Return all of the data exactly as written, without the pictures.

** START OF Material **

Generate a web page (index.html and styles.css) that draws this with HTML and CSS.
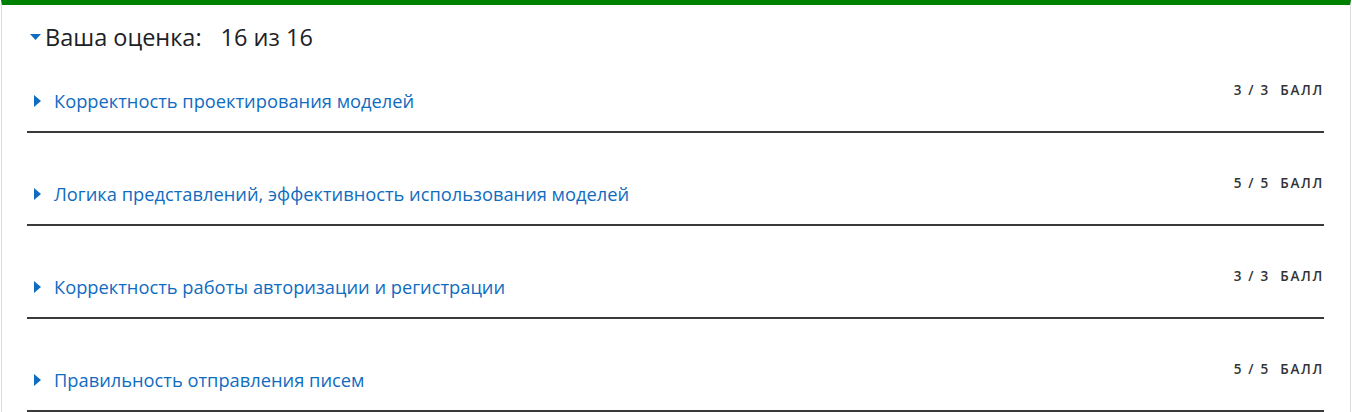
FILE: index.html
```html
<!DOCTYPE html>
<html lang="ru">
<head>
<meta charset="utf-8">
<link rel="stylesheet" href="styles.css">
</head>
<body>
<div class="card">
  <div class="summary">
    <svg class="caret-down" width="11" height="6" viewBox="0 0 11 6"><path d="M0 0 H11 L5.5 6 Z" fill="#0f6cbf"/></svg>
    <span class="summary-label">Ваша оценка:</span>
    <span class="summary-value">16 из 16</span>
  </div>
  <div class="criteria">
    <div class="row">
      <div class="row-title"><svg class="caret-right" width="7" height="12" viewBox="0 0 7 12"><path d="M0 0 L7 6 L0 12 Z" fill="#0f6cbf"/></svg><span>Корректность проектирования моделей</span></div>
      <div class="score">3 / 3 &nbsp;БАЛЛ</div>
    </div>
    <div class="row">
      <div class="row-title"><svg class="caret-right" width="7" height="12" viewBox="0 0 7 12"><path d="M0 0 L7 6 L0 12 Z" fill="#0f6cbf"/></svg><span>Логика представлений, эффективность использования моделей</span></div>
      <div class="score">5 / 5 &nbsp;БАЛЛ</div>
    </div>
    <div class="row">
      <div class="row-title"><svg class="caret-right" width="7" height="12" viewBox="0 0 7 12"><path d="M0 0 L7 6 L0 12 Z" fill="#0f6cbf"/></svg><span>Корректность работы авторизации и регистрации</span></div>
      <div class="score">3 / 3 &nbsp;БАЛЛ</div>
    </div>
    <div class="row">
      <div class="row-title"><svg class="caret-right" width="7" height="12" viewBox="0 0 7 12"><path d="M0 0 L7 6 L0 12 Z" fill="#0f6cbf"/></svg><span>Правильность отправления писем</span></div>
      <div class="score">5 / 5 &nbsp;БАЛЛ</div>
    </div>
  </div>
</div>
</body>
</html>
```
FILE: styles.css
```css
html, body {
  margin: 0;
  padding: 0;
  background: #fff;
}
body {
  font-family: "Open Sans", "Noto Sans", sans-serif;
  color: #1d2125;
}
.card {
  margin-left: 1px;
  width: 1350px;
  border: 1px solid #dcdcdc;
  border-top: 5px solid #008000;
  height: 420px;
  box-sizing: border-box;
  padding: 0 26px 0 25px;
}
.summary {
  display: flex;
  align-items: center;
  height: 53px;
  padding-top: 13px;
  padding-bottom: 3px;
  padding-left: 3px;
  box-sizing: border-box;
  font-size: 23.5px;
  line-height: 32px;
  color: #1d2125;
}
.caret-down {
  margin-right: 4px;
  margin-top: 1px;
}
.summary-label {
  margin-right: 19px;
}
.row {
  display: flex;
  justify-content: space-between;
  align-items: flex-end;
  height: 93px;
  box-sizing: border-box;
  border-bottom: 2px solid #3a3a3a;
  padding-bottom: 18px;
}
.row:first-child {
  height: 75px;
}
.row-title {
  display: flex;
  align-items: center;
  padding-left: 7px;
  font-size: 18.3px;
  line-height: 24px;
  color: #0f6cbf;
}
.caret-right {
  margin-right: 13px;
}
.score {
  margin-bottom: 14px;
  font-size: 13.5px;
  line-height: 18px;
  font-weight: 600;
  letter-spacing: 1.7px;
  color: #333;
}
```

** END OF Material **

# [Output for this exercise]
Generate a web page (index.html and styles.css) that draws this with HTML and CSS.
FILE: index.html
```html
<!DOCTYPE html>
<html lang="ru">
<head>
<meta charset="utf-8">
<link rel="stylesheet" href="styles.css">
</head>
<body>
<div class="card">
  <div class="summary">
    <svg class="caret-down" width="11" height="6" viewBox="0 0 11 6"><path d="M0 0 H11 L5.5 6 Z" fill="#0f6cbf"/></svg>
    <span class="summary-label">Ваша оценка:</span>
    <span class="summary-value">16 из 16</span>
  </div>
  <div class="criteria">
    <div class="row">
      <div class="row-title"><svg class="caret-right" width="7" height="12" viewBox="0 0 7 12"><path d="M0 0 L7 6 L0 12 Z" fill="#0f6cbf"/></svg><span>Корректность проектирования моделей</span></div>
      <div class="score">3 / 3 &nbsp;БАЛЛ</div>
    </div>
    <div class="row">
      <div class="row-title"><svg class="caret-right" width="7" height="12" viewBox="0 0 7 12"><path d="M0 0 L7 6 L0 12 Z" fill="#0f6cbf"/></svg><span>Логика представлений, эффективность использования моделей</span></div>
      <div class="score">5 / 5 &nbsp;БАЛЛ</div>
    </div>
    <div class="row">
      <div class="row-title"><svg class="caret-right" width="7" height="12" viewBox="0 0 7 12"><path d="M0 0 L7 6 L0 12 Z" fill="#0f6cbf"/></svg><span>Корректность работы авторизации и регистрации</span></div>
      <div class="score">3 / 3 &nbsp;БАЛЛ</div>
    </div>
    <div class="row">
      <div class="row-title"><svg class="caret-right" width="7" height="12" viewBox="0 0 7 12"><path d="M0 0 L7 6 L0 12 Z" fill="#0f6cbf"/></svg><span>Правильность отправления писем</span></div>
      <div class="score">5 / 5 &nbsp;БАЛЛ</div>
    </div>
  </div>
</div>
</body>
</html>
```
FILE: styles.css
```css
html, body {
  margin: 0;
  padding: 0;
  background: #fff;
}
body {
  font-family: "Open Sans", "Noto Sans", sans-serif;
  color: #1d2125;
}
.card {
  margin-left: 1px;
  width: 1350px;
  border: 1px solid #dcdcdc;
  border-top: 5px solid #008000;
  height: 420px;
  box-sizing: border-box;
  padding: 0 26px 0 25px;
}
.summary {
  display: flex;
  align-items: center;
  height: 53px;
  padding-top: 13px;
  padding-bottom: 3px;
  padding-left: 3px;
  box-sizing: border-box;
  font-size: 23.5px;
  line-height: 32px;
  color: #1d2125;
}
.caret-down {
  margin-right: 4px;
  margin-top: 1px;
}
.summary-label {
  margin-right: 19px;
}
.row {
  display: flex;
  justify-content: space-between;
  align-items: flex-end;
  height: 93px;
  box-sizing: border-box;
  border-bottom: 2px solid #3a3a3a;
  padding-bottom: 18px;
}
.row:first-child {
  height: 75px;
}
.row-title {
  display: flex;
  align-items: center;
  padding-left: 7px;
  font-size: 18.3px;
  line-height: 24px;
  color: #0f6cbf;
}
.caret-right {
  margin-right: 13px;
}
.score {
  margin-bottom: 14px;
  font-size: 13.5px;
  line-height: 18px;
  font-weight: 600;
  letter-spacing: 1.7px;
  color: #333;
}
```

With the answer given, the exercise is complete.